Kissinger: “And compared to what the game was, the Russians squeezing us on every bloody move—”

Nixon: “Yeah. Yeah.”

Kissinger: “—has been just stupid.”

Nixon: “Yeah.”

Kissinger: “And so I think that they probably figure they cannot trick us out of Taiwan, but they have to have a fundamental understanding.”

Nixon: “Yeah. Well, we’ll put Nelson [Rockefeller] in the back of our minds as one possibility.”

Kissinger: “That’s right.”

Nixon: “Incidentally, what’d Haig think of this?”

Kissinger: “Oh, he thinks this is one of the great diplomatic breakthroughs.”

Nixon: “Does he really? Yeah?”

Kissinger: “Oh, yeah. And he thinks if we play it coolly and toughly and with the same subtlety we’ve shown up to now—”

Nixon: “Yeah—”

Kissinger: “—we can settle everything now.”

Nixon: “He thinks we go—he goes that far [unclear]?”

Kissinger: “Oh, yeah. I have absolute—I’ve never said this before. I’ve never given it more than one in three. I think if we get this thing working, we’ll end Vietnam this year. The mere fact of these contacts is one of—”

[Page 570]

Nixon: “Another thing, of course, that is important is [laughs], you know, we do have a little problem of time, in terms of wanting to announce something in this period of time. And—”

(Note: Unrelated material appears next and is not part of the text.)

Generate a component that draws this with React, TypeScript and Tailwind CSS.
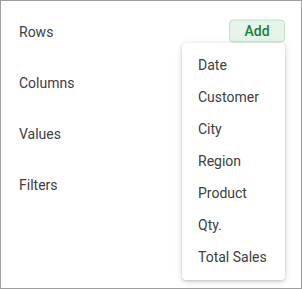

Kissinger: “Yeah, but we ought to be able to announce this by the end of the first week of June anyway.”

Nixon: “Well, we’d have to if you’re going to be there in June.”

Kissinger: “And if we have the SALT—”

Nixon: “If we could—if we could get it earlier. Now, the thing is, is SALT going to turn them off? No. No?”

Kissinger: “No.”

Nixon: “No, particularly—yeah, but, I must say, we’re going to drag our feet with on that summit with the Russians, though. They’re—”

Kissinger: “Well, nothing can happen on that for a while now.”

Nixon: “No, no. They—that’s—the ball’s in their court and—”

Kissinger: “Yeah.”

Nixon: “—they’re sitting there piddling around. All right, they can piddle. And—”

Kissinger: “They won’t—they won’t move fast.”

Nixon: “No?”

Kissinger: “And they’ll be confused by the protests in this country.” (Ibid., White House Tapes, Conversation 2–52) The editors transcribed the portions of the tape recording printed here specifically for this volume.